1. Start modeling autonomous equipment into your 2027 and 2028 procurement cycles. Bedrock's deployments are happening in 2026. That means procurement conversations, pilot assessments, and site integration planning belong in the next budget cycle, not a future one.

2. Audit your site data infrastructure before autonomous equipment arrives. Autonomous machines generate continuous telemetry: sensor readings, cycle counts, load data, positioning, and site mapping. That data needs to feed project management and site operations platforms. Assess whether your current stack can ingest and act on autonomous equipment data before you sign a deployment agreement.

3. Revise your labor planning ratios. If your project models assume a fixed ratio of equipment operators to machines, autonomous equipment breaks that assumption. Workforce planning needs a new model: fewer direct operators, higher supervision ratios, different skill requirements. The skilled operators you are struggling to hire today become the fleet managers who oversee ten machines instead of one.

4. Engage your insurance carriers and legal team on autonomous equipment liability now. When an autonomous excavator damages a utility line or injures a worker, the liability chain looks different than a human-operator incident.
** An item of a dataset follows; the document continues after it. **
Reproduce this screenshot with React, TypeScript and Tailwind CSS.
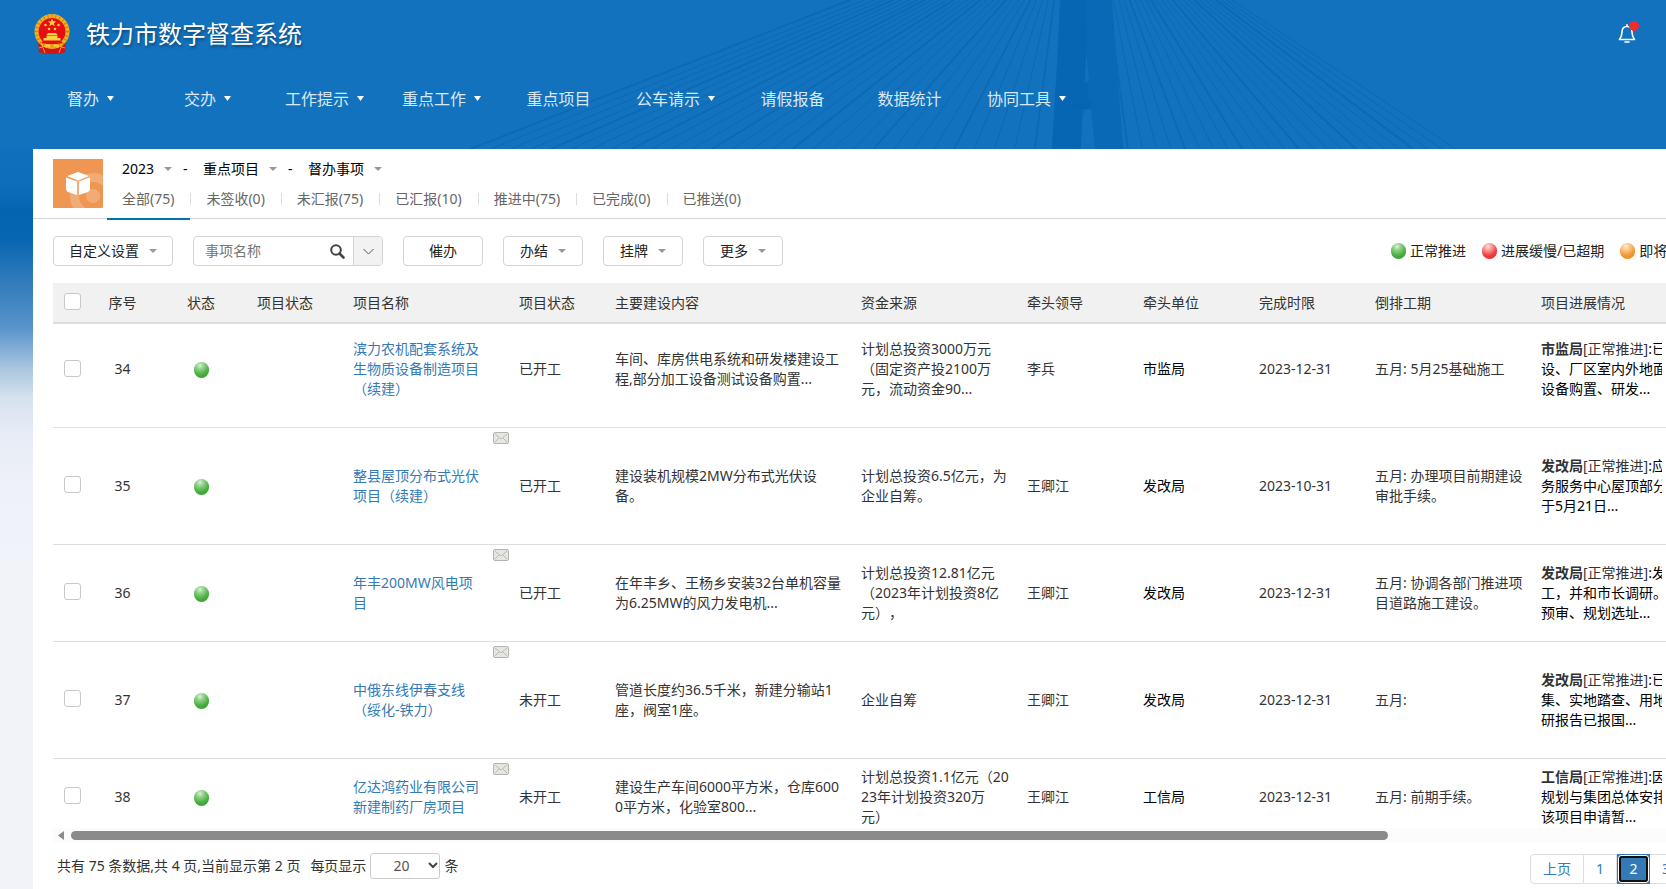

Define accountability before deployment, not after an incident.

HRIM's Take

Bedrock Robotics is applying the Waymo playbook to an industry that makes Waymo's challenge look structured. Construction sites change daily. Soil conditions vary by the foot. Equipment works in concert with humans who are not following a script. The fact that Bedrock's machines are already moving 65,000 cubic yards on real commercial projects, not in a lab, means the technology has cleared the hardest bar: it works in the chaos of real work. The construction industry's labor shortage is not a market cycle that will self-correct. It is a structural demographic shift. Companies that adopt autonomous equipment early will build projects faster and at lower cost than those waiting for the workforce to recover. Bedrock has the pedigree, the funding, and the dirt-on-the-ground proof. That is not a bet on future technology. That is a bet on execution.